Identify each line in the records below that contains the word "screenshot", and copy it.

════════

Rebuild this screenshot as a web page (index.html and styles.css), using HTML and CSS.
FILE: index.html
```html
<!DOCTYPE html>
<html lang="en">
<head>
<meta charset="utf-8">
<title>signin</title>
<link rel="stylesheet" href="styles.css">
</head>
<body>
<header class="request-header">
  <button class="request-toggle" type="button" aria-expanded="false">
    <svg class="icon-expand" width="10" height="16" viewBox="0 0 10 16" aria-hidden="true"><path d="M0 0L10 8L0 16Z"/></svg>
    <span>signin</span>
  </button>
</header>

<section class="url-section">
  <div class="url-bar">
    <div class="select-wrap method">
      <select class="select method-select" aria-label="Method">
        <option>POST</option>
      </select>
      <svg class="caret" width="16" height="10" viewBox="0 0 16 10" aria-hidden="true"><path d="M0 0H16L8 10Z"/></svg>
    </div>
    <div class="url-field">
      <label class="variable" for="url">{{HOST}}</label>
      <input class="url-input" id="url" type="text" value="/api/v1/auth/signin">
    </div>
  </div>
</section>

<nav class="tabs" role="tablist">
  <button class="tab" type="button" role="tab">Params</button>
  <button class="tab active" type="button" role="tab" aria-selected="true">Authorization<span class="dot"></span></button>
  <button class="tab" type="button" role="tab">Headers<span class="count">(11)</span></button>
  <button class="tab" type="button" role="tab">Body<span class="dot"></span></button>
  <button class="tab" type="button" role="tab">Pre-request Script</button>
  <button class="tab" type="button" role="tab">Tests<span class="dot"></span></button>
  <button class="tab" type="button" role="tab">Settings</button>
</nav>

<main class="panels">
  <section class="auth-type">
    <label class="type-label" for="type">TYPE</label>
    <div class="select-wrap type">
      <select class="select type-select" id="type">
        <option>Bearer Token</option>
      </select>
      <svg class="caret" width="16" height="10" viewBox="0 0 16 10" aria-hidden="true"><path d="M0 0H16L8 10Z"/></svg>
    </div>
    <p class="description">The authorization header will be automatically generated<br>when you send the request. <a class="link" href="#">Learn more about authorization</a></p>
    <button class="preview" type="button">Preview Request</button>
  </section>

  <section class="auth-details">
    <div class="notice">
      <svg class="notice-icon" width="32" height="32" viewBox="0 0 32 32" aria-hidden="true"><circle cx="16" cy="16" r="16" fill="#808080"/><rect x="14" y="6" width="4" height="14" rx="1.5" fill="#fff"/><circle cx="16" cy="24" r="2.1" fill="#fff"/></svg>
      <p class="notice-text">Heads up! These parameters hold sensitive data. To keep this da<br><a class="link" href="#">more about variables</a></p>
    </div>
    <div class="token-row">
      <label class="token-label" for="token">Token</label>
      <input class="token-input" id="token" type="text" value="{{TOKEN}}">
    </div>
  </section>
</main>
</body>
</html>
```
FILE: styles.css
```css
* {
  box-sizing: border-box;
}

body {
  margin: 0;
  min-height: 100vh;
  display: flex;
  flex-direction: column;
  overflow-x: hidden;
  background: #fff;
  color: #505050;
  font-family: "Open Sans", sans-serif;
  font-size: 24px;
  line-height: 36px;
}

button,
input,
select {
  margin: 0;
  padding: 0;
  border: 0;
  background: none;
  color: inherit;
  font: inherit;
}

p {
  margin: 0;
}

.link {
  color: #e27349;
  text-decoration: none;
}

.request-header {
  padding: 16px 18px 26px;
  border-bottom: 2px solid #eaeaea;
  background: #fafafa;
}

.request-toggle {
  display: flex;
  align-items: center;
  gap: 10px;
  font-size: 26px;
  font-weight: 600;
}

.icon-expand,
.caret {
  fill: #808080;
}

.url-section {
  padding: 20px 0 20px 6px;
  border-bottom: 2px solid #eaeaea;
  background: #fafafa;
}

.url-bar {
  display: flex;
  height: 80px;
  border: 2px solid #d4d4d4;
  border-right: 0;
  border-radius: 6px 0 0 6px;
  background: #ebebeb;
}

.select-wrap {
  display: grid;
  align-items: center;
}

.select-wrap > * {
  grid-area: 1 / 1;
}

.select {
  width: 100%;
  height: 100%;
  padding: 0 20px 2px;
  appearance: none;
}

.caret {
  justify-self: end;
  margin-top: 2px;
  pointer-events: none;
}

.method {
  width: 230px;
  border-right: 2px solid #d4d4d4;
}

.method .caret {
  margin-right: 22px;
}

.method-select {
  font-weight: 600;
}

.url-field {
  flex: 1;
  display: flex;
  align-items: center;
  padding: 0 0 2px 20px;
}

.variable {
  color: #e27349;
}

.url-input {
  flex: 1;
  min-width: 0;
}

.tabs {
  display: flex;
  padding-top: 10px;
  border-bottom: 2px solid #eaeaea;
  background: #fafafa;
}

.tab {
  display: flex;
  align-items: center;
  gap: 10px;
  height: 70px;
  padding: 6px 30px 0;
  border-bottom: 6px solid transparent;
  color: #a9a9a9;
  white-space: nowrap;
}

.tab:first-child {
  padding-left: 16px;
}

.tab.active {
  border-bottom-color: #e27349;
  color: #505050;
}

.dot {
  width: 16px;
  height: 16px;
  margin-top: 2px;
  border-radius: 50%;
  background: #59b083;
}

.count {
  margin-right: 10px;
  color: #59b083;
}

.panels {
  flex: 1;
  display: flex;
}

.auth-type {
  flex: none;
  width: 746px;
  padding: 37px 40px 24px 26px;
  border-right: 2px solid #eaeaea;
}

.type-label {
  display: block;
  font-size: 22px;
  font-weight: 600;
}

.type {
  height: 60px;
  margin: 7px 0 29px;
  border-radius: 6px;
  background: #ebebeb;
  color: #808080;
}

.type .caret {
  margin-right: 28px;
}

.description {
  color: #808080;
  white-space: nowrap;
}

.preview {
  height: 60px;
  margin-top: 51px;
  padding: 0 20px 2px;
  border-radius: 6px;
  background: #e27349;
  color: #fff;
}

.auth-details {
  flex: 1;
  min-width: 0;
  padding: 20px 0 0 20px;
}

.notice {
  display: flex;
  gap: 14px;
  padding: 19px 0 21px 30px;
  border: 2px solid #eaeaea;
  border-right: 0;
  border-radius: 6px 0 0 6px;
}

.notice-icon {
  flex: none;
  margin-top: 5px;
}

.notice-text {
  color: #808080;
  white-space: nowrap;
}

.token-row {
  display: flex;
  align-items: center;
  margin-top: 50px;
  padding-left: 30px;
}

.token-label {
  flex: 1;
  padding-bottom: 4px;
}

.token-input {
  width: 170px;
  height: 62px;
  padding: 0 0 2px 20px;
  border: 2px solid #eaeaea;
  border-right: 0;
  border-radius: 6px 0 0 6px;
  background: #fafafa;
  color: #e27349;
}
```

════════

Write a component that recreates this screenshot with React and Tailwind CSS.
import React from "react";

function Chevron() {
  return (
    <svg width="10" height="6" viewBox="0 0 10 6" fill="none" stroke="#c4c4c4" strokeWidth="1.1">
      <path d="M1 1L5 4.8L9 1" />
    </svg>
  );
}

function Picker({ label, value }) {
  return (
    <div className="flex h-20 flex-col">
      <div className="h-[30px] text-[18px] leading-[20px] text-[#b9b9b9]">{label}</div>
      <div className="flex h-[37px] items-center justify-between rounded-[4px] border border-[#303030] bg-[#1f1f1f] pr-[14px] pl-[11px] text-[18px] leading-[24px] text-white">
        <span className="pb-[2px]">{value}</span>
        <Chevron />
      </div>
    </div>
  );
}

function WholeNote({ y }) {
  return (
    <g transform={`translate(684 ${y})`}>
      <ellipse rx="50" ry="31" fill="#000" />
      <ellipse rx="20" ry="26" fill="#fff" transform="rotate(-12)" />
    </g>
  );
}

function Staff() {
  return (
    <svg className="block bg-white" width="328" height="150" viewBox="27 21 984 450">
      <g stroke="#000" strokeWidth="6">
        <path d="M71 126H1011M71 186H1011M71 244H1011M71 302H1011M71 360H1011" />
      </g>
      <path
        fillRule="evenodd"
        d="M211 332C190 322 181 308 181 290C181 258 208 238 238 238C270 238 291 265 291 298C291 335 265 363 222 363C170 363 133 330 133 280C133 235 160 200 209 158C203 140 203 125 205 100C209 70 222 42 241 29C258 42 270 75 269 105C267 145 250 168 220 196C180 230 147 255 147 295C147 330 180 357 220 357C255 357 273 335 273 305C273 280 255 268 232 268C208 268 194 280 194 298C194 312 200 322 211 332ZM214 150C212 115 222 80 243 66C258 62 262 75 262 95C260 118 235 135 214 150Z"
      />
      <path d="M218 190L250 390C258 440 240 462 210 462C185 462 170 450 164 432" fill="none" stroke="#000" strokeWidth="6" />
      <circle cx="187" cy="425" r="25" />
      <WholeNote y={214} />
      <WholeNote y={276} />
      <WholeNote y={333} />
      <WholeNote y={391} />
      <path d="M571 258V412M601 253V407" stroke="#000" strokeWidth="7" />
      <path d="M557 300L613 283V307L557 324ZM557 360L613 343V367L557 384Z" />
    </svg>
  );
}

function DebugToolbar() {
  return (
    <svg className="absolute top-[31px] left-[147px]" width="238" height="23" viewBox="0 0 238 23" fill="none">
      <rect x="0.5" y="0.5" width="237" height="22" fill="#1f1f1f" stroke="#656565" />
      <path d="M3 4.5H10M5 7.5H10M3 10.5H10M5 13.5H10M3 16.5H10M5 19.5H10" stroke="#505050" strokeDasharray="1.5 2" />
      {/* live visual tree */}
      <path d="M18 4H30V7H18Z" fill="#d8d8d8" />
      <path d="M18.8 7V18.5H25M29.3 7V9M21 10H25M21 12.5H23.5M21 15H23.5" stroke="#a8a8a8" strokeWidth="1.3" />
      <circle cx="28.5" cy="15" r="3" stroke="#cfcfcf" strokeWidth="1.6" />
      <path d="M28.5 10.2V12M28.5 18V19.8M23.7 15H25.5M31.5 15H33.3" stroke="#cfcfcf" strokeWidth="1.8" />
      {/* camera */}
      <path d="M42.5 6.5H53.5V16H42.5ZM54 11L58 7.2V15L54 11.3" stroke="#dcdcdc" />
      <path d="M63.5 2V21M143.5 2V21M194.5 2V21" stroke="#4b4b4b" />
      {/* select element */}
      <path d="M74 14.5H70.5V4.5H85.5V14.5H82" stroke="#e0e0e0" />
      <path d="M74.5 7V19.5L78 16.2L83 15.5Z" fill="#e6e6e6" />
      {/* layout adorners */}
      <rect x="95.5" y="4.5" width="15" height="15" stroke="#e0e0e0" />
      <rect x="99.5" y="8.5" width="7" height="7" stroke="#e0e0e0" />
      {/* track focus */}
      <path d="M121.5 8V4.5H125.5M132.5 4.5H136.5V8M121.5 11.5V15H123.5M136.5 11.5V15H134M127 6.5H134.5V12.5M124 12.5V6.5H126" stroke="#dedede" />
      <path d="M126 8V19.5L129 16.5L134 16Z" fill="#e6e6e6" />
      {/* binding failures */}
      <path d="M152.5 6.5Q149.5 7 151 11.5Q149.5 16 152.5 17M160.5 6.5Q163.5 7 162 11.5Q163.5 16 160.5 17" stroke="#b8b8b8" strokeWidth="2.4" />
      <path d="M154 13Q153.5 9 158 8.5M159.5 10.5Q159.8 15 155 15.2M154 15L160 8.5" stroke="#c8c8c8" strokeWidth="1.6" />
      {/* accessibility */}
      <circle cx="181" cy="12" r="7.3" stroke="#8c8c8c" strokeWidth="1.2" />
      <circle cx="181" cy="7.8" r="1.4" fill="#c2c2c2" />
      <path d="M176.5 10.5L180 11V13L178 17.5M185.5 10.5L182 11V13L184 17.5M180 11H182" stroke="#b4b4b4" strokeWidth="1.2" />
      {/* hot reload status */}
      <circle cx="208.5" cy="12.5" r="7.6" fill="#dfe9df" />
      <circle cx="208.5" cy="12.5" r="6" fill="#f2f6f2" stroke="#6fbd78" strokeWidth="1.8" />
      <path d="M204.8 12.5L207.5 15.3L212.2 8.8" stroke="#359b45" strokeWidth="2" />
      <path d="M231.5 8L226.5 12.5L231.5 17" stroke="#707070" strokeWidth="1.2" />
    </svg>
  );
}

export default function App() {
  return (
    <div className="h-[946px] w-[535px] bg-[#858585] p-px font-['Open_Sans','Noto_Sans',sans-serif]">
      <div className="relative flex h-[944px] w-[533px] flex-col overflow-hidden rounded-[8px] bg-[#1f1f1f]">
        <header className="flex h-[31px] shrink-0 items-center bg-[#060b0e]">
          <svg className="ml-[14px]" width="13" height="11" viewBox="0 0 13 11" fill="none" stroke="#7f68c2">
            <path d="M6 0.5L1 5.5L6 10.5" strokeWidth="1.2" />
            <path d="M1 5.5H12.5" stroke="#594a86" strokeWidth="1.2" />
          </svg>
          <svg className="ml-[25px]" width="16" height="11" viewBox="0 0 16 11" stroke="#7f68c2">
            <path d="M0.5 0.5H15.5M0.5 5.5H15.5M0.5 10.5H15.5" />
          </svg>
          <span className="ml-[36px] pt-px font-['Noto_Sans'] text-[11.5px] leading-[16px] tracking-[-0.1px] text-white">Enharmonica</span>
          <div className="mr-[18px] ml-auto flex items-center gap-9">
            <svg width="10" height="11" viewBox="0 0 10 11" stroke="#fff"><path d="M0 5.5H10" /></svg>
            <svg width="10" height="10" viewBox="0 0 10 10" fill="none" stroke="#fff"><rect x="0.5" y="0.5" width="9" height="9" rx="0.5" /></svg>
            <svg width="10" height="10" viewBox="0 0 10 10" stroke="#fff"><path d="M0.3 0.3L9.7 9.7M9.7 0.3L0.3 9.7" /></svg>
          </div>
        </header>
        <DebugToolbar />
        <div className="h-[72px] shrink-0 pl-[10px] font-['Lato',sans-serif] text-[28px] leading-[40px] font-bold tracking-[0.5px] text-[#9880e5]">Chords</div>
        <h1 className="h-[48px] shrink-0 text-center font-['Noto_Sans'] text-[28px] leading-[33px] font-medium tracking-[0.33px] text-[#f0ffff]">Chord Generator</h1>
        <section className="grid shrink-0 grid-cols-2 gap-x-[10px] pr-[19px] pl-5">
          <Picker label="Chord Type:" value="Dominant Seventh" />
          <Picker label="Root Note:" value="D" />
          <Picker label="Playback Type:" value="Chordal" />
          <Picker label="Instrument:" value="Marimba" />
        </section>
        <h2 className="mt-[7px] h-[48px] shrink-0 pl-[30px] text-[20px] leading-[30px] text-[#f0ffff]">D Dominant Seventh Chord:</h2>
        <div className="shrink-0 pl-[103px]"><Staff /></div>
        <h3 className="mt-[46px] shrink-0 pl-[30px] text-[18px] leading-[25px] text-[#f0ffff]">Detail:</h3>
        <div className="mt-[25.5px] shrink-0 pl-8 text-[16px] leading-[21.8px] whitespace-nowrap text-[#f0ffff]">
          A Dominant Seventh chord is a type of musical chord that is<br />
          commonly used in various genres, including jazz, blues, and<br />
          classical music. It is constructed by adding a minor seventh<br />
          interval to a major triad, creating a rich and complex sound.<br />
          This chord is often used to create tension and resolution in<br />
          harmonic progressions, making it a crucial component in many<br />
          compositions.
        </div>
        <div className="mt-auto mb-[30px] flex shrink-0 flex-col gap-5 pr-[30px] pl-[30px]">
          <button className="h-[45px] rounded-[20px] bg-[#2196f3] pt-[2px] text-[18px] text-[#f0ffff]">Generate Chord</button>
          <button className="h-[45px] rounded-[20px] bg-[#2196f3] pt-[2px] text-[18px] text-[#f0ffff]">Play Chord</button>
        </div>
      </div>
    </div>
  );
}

════════

▶ [Response]
Rebuild this screenshot as a web page (index.html and styles.css), using HTML and CSS.
Write a component that recreates this screenshot with React and Tailwind CSS.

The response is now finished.